Your objective
Without copying any pictures, restate exactly the lines from the start of the records through the line containing "const [selected, setSelected]".

──────── Given records ────────

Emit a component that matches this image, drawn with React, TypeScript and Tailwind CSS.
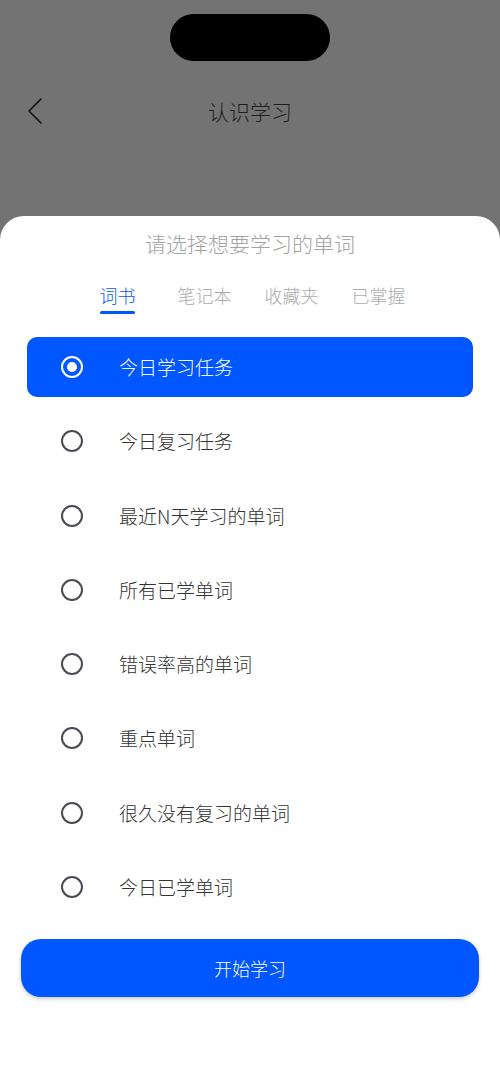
import React from 'react'

const tabs = ['词书', '笔记本', '收藏夹', '已掌握']

const options = [
  '今日学习任务',
  '今日复习任务',
  '最近N天学习的单词',
  '所有已学单词',
  '错误率高的单词',
  '重点单词',
  '很久没有复习的单词',
  '今日已学单词',
]

function Radio({ checked }: { checked: boolean }) {
  if (checked) {
    return (
      <span className="flex h-[22px] w-[22px] items-center justify-center rounded-full border-[2.5px] border-white">
        <span className="h-[10px] w-[10px] rounded-full bg-white" />
      </span>
    )
  }
  return <span className="block h-[22px] w-[22px] rounded-full border-[2.5px] border-[#4a4a55]" />
}

export default function App() {
  const [tab, setTab] = React.useState(0)
  const [selected, setSelected] = React.useState(0)

  return (
    <div
      className="flex h-[1084px] w-[500px] flex-col bg-[#737373] font-light"
      style={{ fontFamily: '"Noto Sans CJK SC", "Noto Sans", sans-serif' }}
    >
      <div className="mx-auto mt-[14px] h-[47px] w-[160px] rounded-full bg-black" />

      <div className="relative flex h-[100px] items-center justify-center">
        <button className="absolute left-[26px] top-[35px] text-[#111]">
          <svg width="18" height="30" viewBox="0 0 18 30" fill="none">
            <path d="M15 3 L3 15 L15 27" stroke="currentColor" strokeWidth="1.6" strokeLinecap="round" strokeLinejoin="round" />
          </svg>
        </button>
        <h1 className="text-[21px] leading-[28px] text-[#1e1e1e]">认识学习</h1>
      </div>

      <div className="mt-[55px] flex flex-1 flex-col rounded-t-[24px] bg-white">
        <p className="pt-[13px] text-center text-[21px] leading-[28px] text-[#a3a3a3]">请选择想要学习的单词</p>

        <div className="mt-[26px] flex justify-center pr-[4px]">
          {tabs.map((t, i) => (
            <button key={t} onClick={() => setTab(i)} className="flex w-[87px] flex-col items-center">
              <span className={`text-[18px] leading-[24px] ${i === tab ? 'text-[#0057ff]' : 'text-[#ababab]'}`}>{t}</span>
              <span className={`mt-[4px] h-[3px] w-[35px] rounded-full ${i === tab ? 'bg-[#0057ff]' : 'bg-transparent'}`} />
            </button>
          ))}
        </div>

        <div className="mt-[23px] flex flex-col gap-[14.3px] px-[27px]">
          {options.map((o, i) => (
            <button
              key={o}
              onClick={() => setSelected(i)}
              className={`flex h-[60px] items-center rounded-[10px] pl-[34px] text-left ${
                i === selected ? 'bg-[#0057ff] text-white' : 'text-[#333333]'
              }`}
            >
              <Radio checked={i === selected} />
              <span className="ml-[36px] text-[19px] leading-[26px]">{o}</span>
            </button>
          ))}
        </div>

        <div className="mt-[22px] px-[21px]">
          <button className="h-[58px] w-full rounded-[20px] bg-[#0057ff] text-[18px] text-white shadow-[0_2px_4px_rgba(0,0,0,0.2)]">
            开始学习
          </button>
        </div>
      </div>
    </div>
  )
}
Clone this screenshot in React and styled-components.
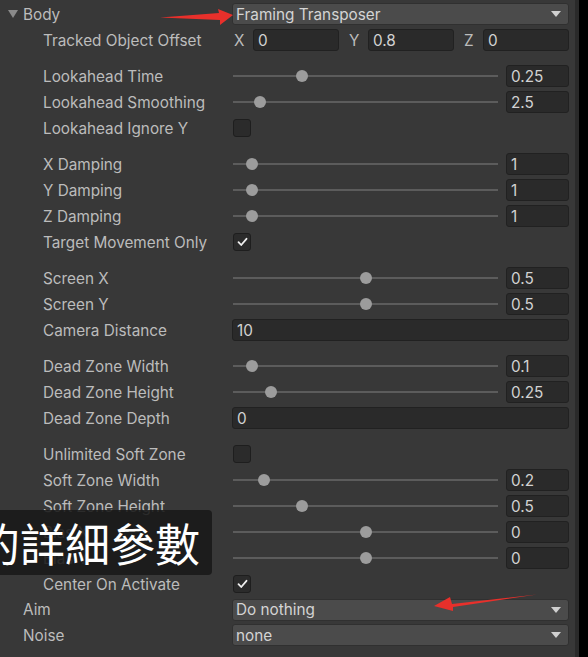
import React from "react";
import styled, { createGlobalStyle } from "styled-components";

const Global = createGlobalStyle`
  html, body { margin: 0; padding: 0; background: #000; }
  body { width: 588px; height: 657px; overflow: hidden; font-family: Inter, "Noto Sans", "Liberation Sans", sans-serif; }
  #root { width: 588px; height: 657px; }
`;

const Page = styled.div`
  position: relative;
  display: flex;
  width: 588px;
  height: 657px;
  overflow: hidden;
  background: #000;
`;

const Panel = styled.div`
  width: 575px;
  height: 100%;
  background: #383838;
  display: flex;
  flex-direction: column;
  padding-top: 1px;
  box-sizing: border-box;
`;

const Strip = styled.div`
  width: 4px;
  height: 100%;
  background: #2a2a2a;
`;

const Group = styled.div`
  display: flex;
  flex-direction: column;
  margin-top: ${(p) => p.$gap || 0}px;
`;

const Row = styled.div`
  display: grid;
  grid-template-columns: 232px 337px;
  height: ${(p) => p.$h || 26}px;
  align-items: center;
`;

const Label = styled.div`
  padding-left: ${(p) => p.$indent}px;
  font-size: 15.3px;
  color: #bcbcbc;
  white-space: nowrap;
  display: flex;
  align-items: center;
`;

const Caret = styled.span`
  display: inline-block;
  width: 0;
  height: 0;
  border-left: 5px solid transparent;
  border-right: 5px solid transparent;
  border-top: 8px solid #8a8a8a;
  margin-right: 5px;
`;

const Field = styled.div`
  height: 22px;
  box-sizing: border-box;
  background: #2a2a2a;
  border: 1px solid #212121;
  border-radius: 3px;
  padding-left: 4px;
  font-size: 15.3px;
  color: #d2d2d2;
  display: flex;
  align-items: center;
  flex: ${(p) => (p.$w ? `0 0 ${p.$w}px` : "1")};
  min-width: 0;
`;

const Dropdown = styled.div`
  height: 22px;
  box-sizing: border-box;
  background: #4b4b4b;
  border: 1px solid #303030;
  border-radius: 3px;
  padding: 0 7px 0 3px;
  font-size: 15.3px;
  color: #d4d4d4;
  display: flex;
  align-items: center;
  justify-content: space-between;
`;

const DropArrow = styled.span`
  width: 0;
  height: 0;
  border-left: 5px solid transparent;
  border-right: 5px solid transparent;
  border-top: 6px solid #d0d0d0;
`;

const Vec = styled.div`
  display: grid;
  grid-template-columns: repeat(3, 1fr);
  column-gap: 8px;
`;

const VecItem = styled.div`
  display: flex;
  align-items: center;
`;

const VecLabel = styled.span`
  width: 21px;
  padding-left: 2px;
  box-sizing: border-box;
  font-size: 15.3px;
  color: #bcbcbc;
`;

const SliderWrap = styled.div`
  display: flex;
  align-items: center;
  gap: 8px;
`;

const Track = styled.div`
  position: relative;
  flex: 1;
  height: 12px;
  margin-left: 1px;
  &::before {
    content: "";
    position: absolute;
    left: 0;
    right: 0;
    top: 5px;
    height: 2px;
    background: #5c5c5c;
  }
`;

const Thumb = styled.div`
  position: absolute;
  top: 0;
  width: 12px;
  height: 12px;
  border-radius: 50%;
  background: #9c9c9c;
`;

const Check = styled.div`
  width: 18px;
  height: 18px;
  box-sizing: border-box;
  margin-left: 1px;
  background: #2b2b2b;
  border: 1px solid #1e1e1e;
  border-radius: 3px;
  display: flex;
  align-items: center;
  justify-content: center;
`;

const Overlay = styled.div`
  position: absolute;
  left: 0;
  top: 510px;
  width: 212px;
  height: 65px;
  background: rgba(24, 24, 24, 0.88);
  border-radius: 0 4px 4px 0;
  overflow: hidden;
  display: flex;
  align-items: center;
`;

const OverlayText = styled.span`
  margin-left: -25px;
  font-family: "Noto Sans CJK TC", "Noto Sans CJK SC", sans-serif;
  font-size: 45px;
  line-height: 1;
  color: #ffffff;
  white-space: nowrap;
`;

const Arrows = styled.svg`
  position: absolute;
  left: 0;
  top: 0;
  pointer-events: none;
`;

const Slider = ({ value, frac }) => (
  <SliderWrap>
    <Track>
      <Thumb style={{ left: `calc(${frac} * (100% - 12px))` }} />
    </Track>
    <Field $w={63}>{value}</Field>
  </SliderWrap>
);

const CheckBox = ({ checked }) => (
  <Check>
    {checked && (
      <svg width="11" height="10" viewBox="0 0 11 10">
        <path d="M1.5 5.2 L4.2 8 L9.5 1.8" fill="none" stroke="#f0f0f0" strokeWidth="1.8" strokeLinecap="round" strokeLinejoin="round" />
      </svg>
    )}
  </Check>
);

const groups = [
  { gap: 10, rows: [
    ["Lookahead Time", "slider", "0.25", 0.25],
    ["Lookahead Smoothing", "slider", "2.5", 2.5 / 30],
    ["Lookahead Ignore Y", "check", false],
  ]},
  { gap: 10, rows: [
    ["X Damping", "slider", "1", 0.05],
    ["Y Damping", "slider", "1", 0.05],
    ["Z Damping", "slider", "1", 0.05],
    ["Target Movement Only", "check", true],
  ]},
  { gap: 10, rows: [
    ["Screen X", "slider", "0.5", 0.5],
    ["Screen Y", "slider", "0.5", 0.5],
    ["Camera Distance", "field", "10"],
  ]},
  { gap: 10, rows: [
    ["Dead Zone Width", "slider", "0.1", 0.05],
    ["Dead Zone Height", "slider", "0.25", 0.125],
    ["Dead Zone Depth", "field", "0"],
  ]},
  { gap: 10, rows: [
    ["Unlimited Soft Zone", "check", false],
    ["Soft Zone Width", "slider", "0.2", 0.1],
    ["Soft Zone Height", "slider", "0.5", 0.25],
    ["Bias X", "slider", "0", 0.5],
    ["Bias Y", "slider", "0", 0.5],
    ["Center On Activate", "check", true],
  ]},
];

const renderControl = (r) => {
  if (r[1] === "slider") return <Slider value={r[2]} frac={r[3]} />;
  if (r[1] === "check") return <CheckBox checked={r[2]} />;
  return <Field>{r[2]}</Field>;
};

export default function App() {
  return (
    <Page>
      <Global />
      <Panel>
        <Row>
          <Label $indent={8}><Caret />Body</Label>
          <Dropdown>Framing Transposer<DropArrow /></Dropdown>
        </Row>
        <Row>
          <Label $indent={43}>Tracked Object Offset</Label>
          <Vec>
            <VecItem><VecLabel>X</VecLabel><Field>0</Field></VecItem>
            <VecItem><VecLabel>Y</VecLabel><Field>0.8</Field></VecItem>
            <VecItem><VecLabel>Z</VecLabel><Field>0</Field></VecItem>
          </Vec>
        </Row>
        {groups.map((g, gi) => (
          <Group key={gi} $gap={g.gap}>
            {g.rows.map((r) => (
              <Row key={r[0]}>
                <Label $indent={43}>{r[0]}</Label>
                {renderControl(r)}
              </Row>
            ))}
          </Group>
        ))}
        <Row $h={25}>
          <Label $indent={23}>Aim</Label>
          <Dropdown>Do nothing<DropArrow /></Dropdown>
        </Row>
        <Row>
          <Label $indent={23}>Noise</Label>
          <Dropdown>none<DropArrow /></Dropdown>
        </Row>
      </Panel>
      <Strip />
      <Overlay>
        <OverlayText>的詳細參數</OverlayText>
      </Overlay>
      <Arrows width="588" height="657" viewBox="0 0 588 657">
        <polygon points="160,17.5 219,13 218,9 233,15 220,25 220,20" fill="#e8302b" />
        <polygon points="537,594.5 452,604 450,597 434,606 453,611 453,607" fill="#e8302b" />
      </Arrows>
    </Page>
  );
}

────────

Full output
Emit a component that matches this image, drawn with React, TypeScript and Tailwind CSS.
import React from 'react'

const tabs = ['词书', '笔记本', '收藏夹', '已掌握']

const options = [
  '今日学习任务',
  '今日复习任务',
  '最近N天学习的单词',
  '所有已学单词',
  '错误率高的单词',
  '重点单词',
  '很久没有复习的单词',
  '今日已学单词',
]

function Radio({ checked }: { checked: boolean }) {
  if (checked) {
    return (
      <span className="flex h-[22px] w-[22px] items-center justify-center rounded-full border-[2.5px] border-white">
        <span className="h-[10px] w-[10px] rounded-full bg-white" />
      </span>
    )
  }
  return <span className="block h-[22px] w-[22px] rounded-full border-[2.5px] border-[#4a4a55]" />
}

export default function App() {
  const [tab, setTab] = React.useState(0)
  const [selected, setSelected] = React.useState(0)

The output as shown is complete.